Não há, em NA BORDA DA ILHA, menção diretas a Deus, divindades, entidades transcendentais, símbolos de cultos religiosos. Ainda assim, seria possível, a propósito de Assis de Mello, falar em misticismo, em uma poesia vivida como experiência religiosa? Sim – mas de uma religiosidade pessoal e de uma religião da própria poesia, secular e profana. Algo afim ao que Novalis proclamou: Mas o verdadeiro poeta sempre permaneceu um sacerdote, assim como o verdadeiro sacerdote sempre permaneceu um poeta – e não deveria o futuro nos trazer de volta esse antigo estado de coisas? E, reiterando: No mundo antigo, religião já era até um certo ponto o que se tornará para nós – poesia prática.
[1]
É bem arcaica a associação do poeta ao visionário, e da criação poética ao delírio inspirado. Justificando-a, todos aqueles poetas que transitaram na fronteira entre lucidez extrema e loucura; por vezes, a exemplo de Nerval, ultrapassando-a. Assis de Mello a reafirma: Pelo umbral da expiação / venha a outra / a companheira / ter conosco a divindade / de um delírio. E o tema da loucura, das associações de experiência poética e loucura, acompanha NA BORDA DA ILHA: Desde que enlouqueci / ganhei novos direitos / e um novo dialeto [...] recito duma cartilha / que poucos saberão solfejar. Por isso, cá estamos / com essa exclusiva insanidade / cotidiana, podendo proclamar que bendita é a chuva na loucura nossa. Tal ‘loucura’ é lucidez extrema. Novamente, cabe o paralelo com Novalis, que, em um de seus derradeiros fragmentos, já afirmara que Um mágico é um artista da loucura. E neste trecho famoso, particularmente visionário, que A loucura comunal deixa de ser loucura e torna-se mágica. Loucura governada por leis e em plena consciência. Todas as artes e ciências repousam em harmonias parciais. Poetas, loucos, santos, profetas.
Outra frase que poderia ser epígrafe do livro todo: poesia é submersão. Por isso, seu mundo pode ser sublime, e também aquele do horror, como no expressivo poema sobre o expressionista Edward Munch, ou na denúncia de um mundo em rasgadura / de um inocente esquartejar. Constatações da dureza do real imediato, ou descidas iniciáticas aos infernos?

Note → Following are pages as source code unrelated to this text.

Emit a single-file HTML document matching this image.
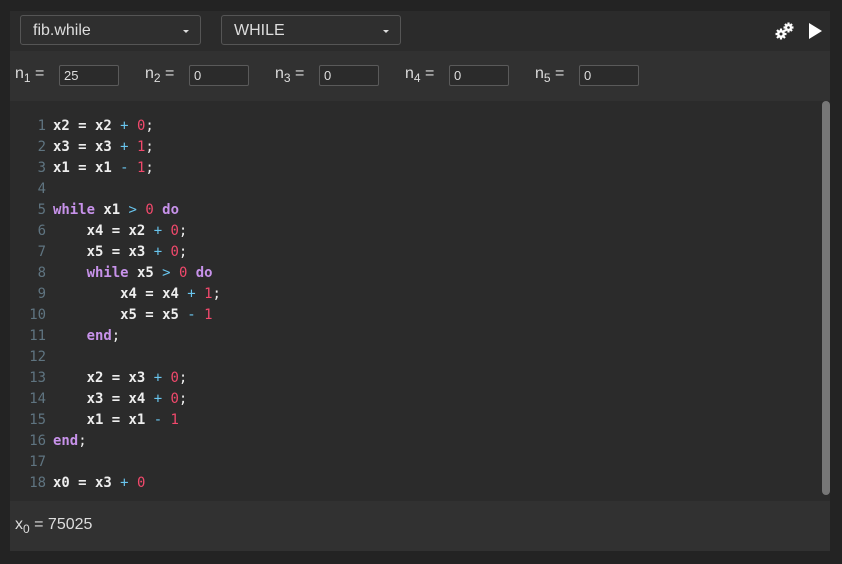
<!DOCTYPE html>
<html><head><meta charset="utf-8"><style>
body{margin:0;width:842px;height:564px;background:#232323;font-family:"Liberation Sans",sans-serif;overflow:hidden;position:relative}
.p{position:absolute;left:10px;width:820px}
.tb{top:11px;height:40px;background:#2b2b2b}
.sel{position:absolute;top:4px;height:30px;border:1px solid #555;border-radius:3px;background:#2f2f2f;color:#ddd;font-size:16px;line-height:30px;padding-left:12px;box-sizing:border-box}
.sel:after{content:"";position:absolute;right:11px;top:14px;border:3px solid transparent;border-top:3px solid #ddd;border-bottom:0}
.pr{top:51px;height:50px;background:#313131;color:#ddd;font-size:16px}
.n{position:absolute;top:14px}
.n sub{font-size:12px}
.in{position:absolute;top:14px;width:60px;height:21px;border:1px solid #5a5a5a;border-radius:2px;box-sizing:border-box;background:#2b2b2b;color:#ddd;font-size:13px;line-height:19px;padding-left:4px}
.ed{top:101px;height:400px;background:#2b2b2b}
pre{margin:0;position:absolute;left:0;top:15px;font-family:"DejaVu Sans Mono",monospace;font-size:13.95px;line-height:21px;color:#eee;font-weight:bold}
.ln{display:inline-block;width:36px;text-align:right;color:#5f7480;font-weight:normal;margin-right:7px}
.k{color:#c792ea}.o{color:#69c6ef;font-weight:normal}.d{color:#f2496c;font-weight:normal}.s{font-weight:normal}
.sb{position:absolute;right:0;top:0;width:8px;height:394px;background:#777;border-radius:4px}
.out{top:501px;height:50px;background:#313131;color:#ddd;font-size:16px}
</style></head><body>
<div class="p tb">
<div class="sel" style="left:10px;width:181px">fib.while</div>
<div class="sel" style="left:211px;width:180px">WHILE</div>
<svg style="position:absolute;left:764px;top:9px" width="22" height="22" viewBox="0 0 22 22" fill="#fff"><circle cx="7" cy="14" r="4"/><circle cx="14.5" cy="7.5" r="3.5"/><g stroke="#fff" stroke-width="2.2"><path d="M7 8.5v11M1.5 14h11M3 10l8 8M11 10l-8 8M14.5 2.5v10M9.5 7.5h10M11 4l7 7M18 4l-7 7"/></g><circle cx="7" cy="14" r="1.5" fill="#2b2b2b"/><circle cx="14.5" cy="7.5" r="1.3" fill="#2b2b2b"/></svg>
<svg style="position:absolute;left:799px;top:12px" width="14" height="16"><path d="M0 0L13 8L0 16Z" fill="#fff"/></svg>
</div>
<div class="p pr">
<span class="n" style="left:5px">n<sub>1</sub> =</span><div class="in" style="left:49px">25</div>
<span class="n" style="left:135px">n<sub>2</sub> =</span><div class="in" style="left:179px">0</div>
<span class="n" style="left:265px">n<sub>3</sub> =</span><div class="in" style="left:309px">0</div>
<span class="n" style="left:395px">n<sub>4</sub> =</span><div class="in" style="left:439px">0</div>
<span class="n" style="left:525px">n<sub>5</sub> =</span><div class="in" style="left:569px">0</div>
</div>
<div class="p ed">
<pre><span class="ln">1</span>x2 = x2 <span class="o">+</span> <span class="d">0</span><span class="s">;</span>
<span class="ln">2</span>x3 = x3 <span class="o">+</span> <span class="d">1</span><span class="s">;</span>
<span class="ln">3</span>x1 = x1 <span class="o">-</span> <span class="d">1</span><span class="s">;</span>
<span class="ln">4</span>
<span class="ln">5</span><span class="k">while</span> x1 <span class="o">&gt;</span> <span class="d">0</span> <span class="k">do</span>
<span class="ln">6</span>    x4 = x2 <span class="o">+</span> <span class="d">0</span><span class="s">;</span>
<span class="ln">7</span>    x5 = x3 <span class="o">+</span> <span class="d">0</span><span class="s">;</span>
<span class="ln">8</span>    <span class="k">while</span> x5 <span class="o">&gt;</span> <span class="d">0</span> <span class="k">do</span>
<span class="ln">9</span>        x4 = x4 <span class="o">+</span> <span class="d">1</span><span class="s">;</span>
<span class="ln">10</span>        x5 = x5 <span class="o">-</span> <span class="d">1</span>
<span class="ln">11</span>    <span class="k">end</span><span class="s">;</span>
<span class="ln">12</span>
<span class="ln">13</span>    x2 = x3 <span class="o">+</span> <span class="d">0</span><span class="s">;</span>
<span class="ln">14</span>    x3 = x4 <span class="o">+</span> <span class="d">0</span><span class="s">;</span>
<span class="ln">15</span>    x1 = x1 <span class="o">-</span> <span class="d">1</span>
<span class="ln">16</span><span class="k">end</span><span class="s">;</span>
<span class="ln">17</span>
<span class="ln">18</span>x0 = x3 <span class="o">+</span> <span class="d">0</span></pre>
<div class="sb"></div>
</div>
<div class="p out"><span style="position:absolute;left:5px;top:15px">x<sub style="font-size:12px">0</sub> = 75025</span></div>
</body></html>
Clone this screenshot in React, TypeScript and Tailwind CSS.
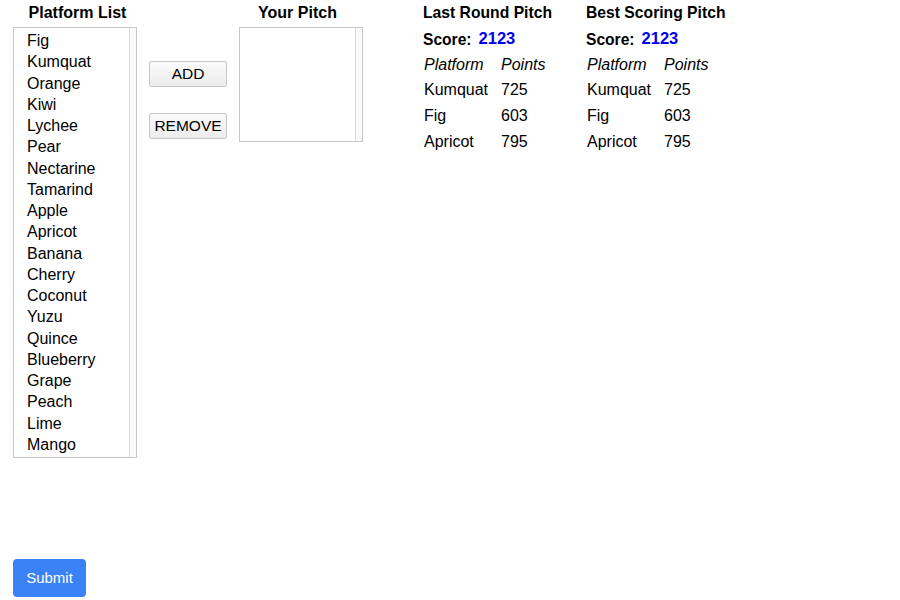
const platforms = [
  "Fig", "Kumquat", "Orange", "Kiwi", "Lychee", "Pear", "Nectarine", "Tamarind",
  "Apple", "Apricot", "Banana", "Cherry", "Coconut", "Yuzu", "Quince",
  "Blueberry", "Grape", "Peach", "Lime", "Mango",
];

const pitch = [
  { name: "Kumquat", points: 725 },
  { name: "Fig", points: 603 },
  { name: "Apricot", points: 795 },
];

const ListBox = ({ items, height }: { items: string[]; height: string }) => (
  <div className={`flex ${height} border border-[#c6c6c6] bg-white`}>
    <ul className="flex-1 pt-[2px] pl-[13px]">
      {items.map((item) => (
        <li key={item} className="h-[21.25px] leading-[21.25px] text-[16px] text-black">
          {item}
        </li>
      ))}
    </ul>
    <div className="w-[7px] border-l border-[#dcdcdc] bg-[#fafafa]" />
  </div>
);

const PitchPanel = ({ title }: { title: string }) => (
  <div className="w-[163px] text-[16px] text-black">
    <h2 className="h-[26px] leading-[26px] text-[15.7px] font-bold">{title}</h2>
    <div className="flex items-center h-[27px] gap-[7px]">
      <span className="text-[15.6px] font-bold">Score:</span>
      <span className="text-[16.5px] font-bold text-[#0000ee] -mt-[2px]">2123</span>
    </div>
    <table className="border-collapse">
      <thead>
        <tr className="h-[24px] italic">
          <td className="w-[77px] pl-[1px] font-normal">Platform</td>
          <td className="pl-[1px] font-normal">Points</td>
        </tr>
      </thead>
      <tbody>
        {pitch.map((row) => (
          <tr key={row.name} className="h-[26px]">
            <td className="pl-[1px]">{row.name}</td>
            <td className="pl-[1px]">{row.points}</td>
          </tr>
        ))}
      </tbody>
    </table>
  </div>
);

const GrayButton = ({ label }: { label: string }) => (
  <button className="h-[26px] w-[78px] border border-[#c8c8c8] rounded-[2px] bg-gradient-to-b from-[#fbfbfb] to-[#ececec] text-[15.5px] text-black">
    {label}
  </button>
);

export default function App() {
  return (
    <div className="w-[900px] h-[600px] bg-white font-['Liberation_Sans',Arial,sans-serif] px-[13px]">
      <div className="flex items-start">
        <div className="w-[124px]">
          <h2 className="h-[27px] leading-[26px] pl-[5px] text-center text-[16px] font-bold">Platform List</h2>
          <ListBox items={platforms} height="h-[431px]" />
        </div>

        <div className="flex flex-col gap-[26px] ml-[12px] pt-[61px]">
          <GrayButton label="ADD" />
          <GrayButton label="REMOVE" />
        </div>

        <div className="w-[124px] ml-[12px]">
          <h2 className="h-[27px] leading-[26px] pr-[7px] text-center text-[16px] font-bold">Your Pitch</h2>
          <ListBox items={[]} height="h-[115px]" />
        </div>

        <div className="flex ml-[60px]">
          <PitchPanel title="Last Round Pitch" />
          <PitchPanel title="Best Scoring Pitch" />
        </div>
      </div>

      <button className="mt-[101px] h-[38px] w-[73px] rounded-[4px] bg-[#3b82f6] text-white text-[15px]">
        Submit
      </button>
    </div>
  );
}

Ambos, provavelmente, como nos dramáticos confrontos do eu e o outro, sujeito e objeto, no poema intitulado Predador, e nestes versos fortes: Daí o rasgo / a vulva de arenito e estanho / onde me dobro qual um verme / na moela de um abutre – assim equiparando-se a Prometeu, ou oferecendo sua leitura pessoal desse mito.
Mas o que predomina em NA BORDA DA ILHA é a delicadeza, como em Ocarina; a celebração do encontro amoroso, com os dedos leves / num gentil prelúdio / de um dedilhar de mulher. O encontro amoroso equivale à superação de opostos: O sopro morno / nas entranhas / da argila / dura.
É poesia que expõe uma poética, mas sem ser cerebral e discursiva. A poética do navegar na contracorrente, e opor-se ao senso comum, ao prosaico. Para ele, poesia é arar o mar & nadar contra gumes de facas.
Em especial, há uma complexa reflexão filosófica nas entrelinhas do poema sobre os vocábulos dinamarqueses, os drøm behageligt, hemmelighedsfuld, måne // stjerne, jomfruelig pige. Nem precisava ter posto ao lado as traduções desses vocábulos; podia deixá-los como glossolalias, sugestões a serem preenchidas pela imaginação do leitor.
O mais importante, entre as várias qualidades de NA BORDA DA ILHA: a síntese ao captar o instante de encantamento; seu registro com a precisão dos bons hai-kais: a imagem / na água / um silêncio branco / a leveza das penas / seu olhar / em meus olhos / um gosto na boca. Há um quase nada, minimalista, que ao mesmo tempo expressa tudo, ao vislumbrar que Estilhas / talharam o dia / quando a pedra / caiu.
Canto do Cisne é o título de um dos poemas de Assis de Mello, sugerindo que chegou a um fim. Mas sua leitura transmite a impressão oposta, de que está começando; ou sempre recomeçando, reinventando-se a cada poema.
Claudio Willer
[1] Esta e as citações a seguir de Novalis, tirei-as da edição de seus fragmentos filosóficos em Novalis, Philosophical Writings, translated and edited by Margaret Mahony Stoljar, State University of New York Press, Albany, NY, 1997.